Na delegacia, depois de duas horas, conseguimos ser ouvidos e dar nosso depoimento. O animal de nome Marcelo alegou que nós o agredimos, mostrou arranhões nos braços e nos acusou de agressores, o que fica claro no vídeo que é mentira. Primeiro porque é muito óbvio quem está sendo agredido, e segundo porque o imbecil usava um casaco na hora da confusão que torna impossível que eu tenha o arranhado nos braços. Depois de três horas, saímos os três, Lucas, eu e o delinquente como “autores-vítimas” do caso, que vai ser julgado em tempo indeterminado.
Gostaria de expressar que, sim, eu sou de esquerda. Sim, eu respeito a democracia e acredito que a Dilma tem que terminar o mandato dela a menos que tenham provas criminais contra ela, que no caso NÃO TEM. Sim, eu acho um absurdo o que a mídia golpista está fazendo, acho um absurdo a forma como tratam o Lula e não fazem o mesmo com outros políticos que têm acusações bem mais sérias. Sim, eu acho um absurdo pessoas pedindo o impeachment, sendo que o vice é um imbecil que pertence ao partido mais corrupto do país. Sim, eu acho um absurdo a classe privilegiada querer destruir um partido que fez grandes avanços sociais apenas porque não querem dividir seus ambientes. Sim, eu acho ridículo playboy que sempre teve tudo na vida com cartazes contra o Bolsa Família, cotas, Fies etc. Sim, eu acho o cúmulo do absurdo a classe média branca e reaça pedindo intervenção militar depois do período assustador de 64. Também gostaria de dizer que eu não sou petista, e que eu jamais agrediria uma pessoa só por ter opinião política diferente da minha – ainda que eu sinta vontade, eu nunca faria isso.

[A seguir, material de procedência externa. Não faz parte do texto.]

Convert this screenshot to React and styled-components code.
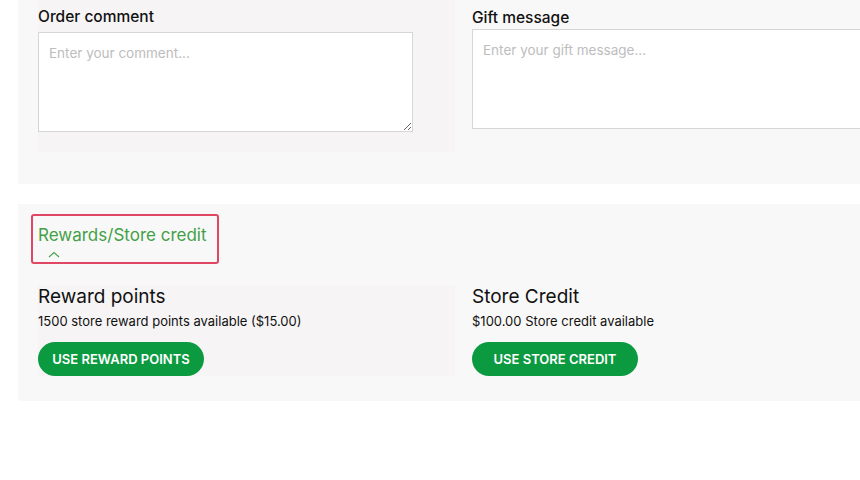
import styled, { createGlobalStyle } from "styled-components"

const GlobalStyle = createGlobalStyle`
  html, body {
    margin: 0;
    padding: 0;
    background: #ffffff;
    overflow: hidden;
  }
  body {
    font-family: "Inter", "Open Sans", sans-serif;
    color: #111111;
  }
`

const Page = styled.div`
  width: 1000px;
  padding: 0 0 0 18px;
  display: flex;
  flex-direction: column;
  gap: 20px;
`

const Section = styled.section`
  background: #f9f8f8;
  padding: ${(props) => props.$pad};
`

const Columns = styled.div`
  display: grid;
  grid-template-columns: 417px 417px;
`

const Column = styled.div`
  background: ${(props) => (props.$shaded ? "#f6f4f5" : "transparent")};
  padding: ${(props) => props.$pad};
`

const Label = styled.label`
  display: block;
  font-size: 15.5px;
  font-weight: 500;
  line-height: 18px;
  margin: 0 0 ${(props) => props.$gap}px;
`

const TextArea = styled.textarea`
  display: block;
  box-sizing: border-box;
  width: ${(props) => props.$width};
  height: 100px;
  border: 1px solid #d6d6d6;
  background: #ffffff;
  padding: 12px 10px;
  font-family: "Inter", "Open Sans", sans-serif;
  font-size: 13.5px;
  color: #222;
  outline: none;
  resize: ${(props) => (props.$resize ? "both" : "none")};
  &::placeholder {
    color: #bdbdbd;
  }
`

const ToggleBox = styled.button`
  display: flex;
  flex-direction: column;
  align-items: flex-start;
  width: 188px;
  height: 50px;
  box-sizing: border-box;
  margin: 0 0 21px -7px;
  padding: 9px 0 0 5px;
  border: 2px solid #e04763;
  border-radius: 3px;
  background: transparent;
  color: #43a047;
  cursor: pointer;
  font-family: "Inter", "Open Sans", sans-serif;
`

const ToggleText = styled.span`
  font-size: 17px;
  line-height: 20px;
`

const Chevron = styled.svg`
  margin: 6px 0 0 10px;
`

const CardTitle = styled.h3`
  margin: 0;
  font-size: 19px;
  font-weight: 400;
  line-height: 20px;
`

const CardText = styled.p`
  margin: 6px 0 12px;
  font-size: 13px;
  line-height: 17px;
`

const GreenButton = styled.button`
  display: block;
  height: 34px;
  width: ${(props) => props.$width}px;
  border: none;
  border-radius: 17px;
  background: #0b9a40;
  color: #ffffff;
  font-family: "Inter", "Roboto", sans-serif;
  font-weight: 600;
  font-size: 13px;
  text-transform: uppercase;
  cursor: pointer;
  padding: 0;
`

const App = () => {
  return (
    <>
      <GlobalStyle />
      <Page>
        <Section $pad="0 0 32px 20px">
          <Columns>
            <Column $shaded $pad="8px 0 20px 0">
              <Label $gap={6}>Order comment</Label>
              <TextArea $width="375px" $resize placeholder="Enter your comment..." />
            </Column>
            <Column $pad="9px 0 0 17px">
              <Label $gap={2}>Gift message</Label>
              <TextArea $width="420px" placeholder="Enter your gift message..." />
            </Column>
          </Columns>
        </Section>
        <Section $pad="10px 0 25px 20px">
          <ToggleBox type="button">
            <ToggleText>Rewards/Store credit</ToggleText>
            <Chevron width="12" height="7" viewBox="0 0 12 7" fill="none">
              <path d="M1 6 L6 1.5 L11 6" stroke="#43a047" strokeWidth="1.1" />
            </Chevron>
          </ToggleBox>
          <Columns>
            <Column $shaded $pad="2px 0 0 0">
              <CardTitle>Reward points</CardTitle>
              <CardText>1500 store reward points available ($15.00)</CardText>
              <GreenButton $width={166}>Use reward points</GreenButton>
            </Column>
            <Column $pad="2px 0 0 17px">
              <CardTitle>Store Credit</CardTitle>
              <CardText>$100.00 Store credit available</CardText>
              <GreenButton $width={166}>Use store credit</GreenButton>
            </Column>
          </Columns>
        </Section>
      </Page>
    </>
  )
}

export default App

Eu fico triste pela situação que temos hoje no Brasil em que eu não sei quem é mais doente, o governo, a oposição ou a população. Fico triste pela ignorância das pessoas, pelo desconhecimento político das pessoas, pelos discursos falidos de quem nem sabe o que está fazendo ali. Sinto muito pela ingenuidade deles em acreditar que uma pessoa é responsável por todo um sistema de corrupção que existe há anos, sinto muito pela intolerância, pelo ódio que nos divide, sinto muito em ver que essas manifestações da direita são mais uma festinha pra postar foto no Instagram do que realmente a defesa de uma ideologia ou causa. Me sinto responsável e protagonista, assim como todos que acharam um absurdo tal nível de violência, de combater isso. Devemos agradecer a democracia e preservá-la, independente do lado em que estamos.
Agradeço de coração mesmo a todos que se solidarizaram, professores, amigos, familiares, e desconhecidos, alguns pró, outros contra governo, que acharam um absurdo tal nível de violência. Não vamos aceitar fascismo, agressão e intolerância política, afinal vivemos em um país livre e democrático.
E, por último, eu sinceramente adoraria ir pra Cuba.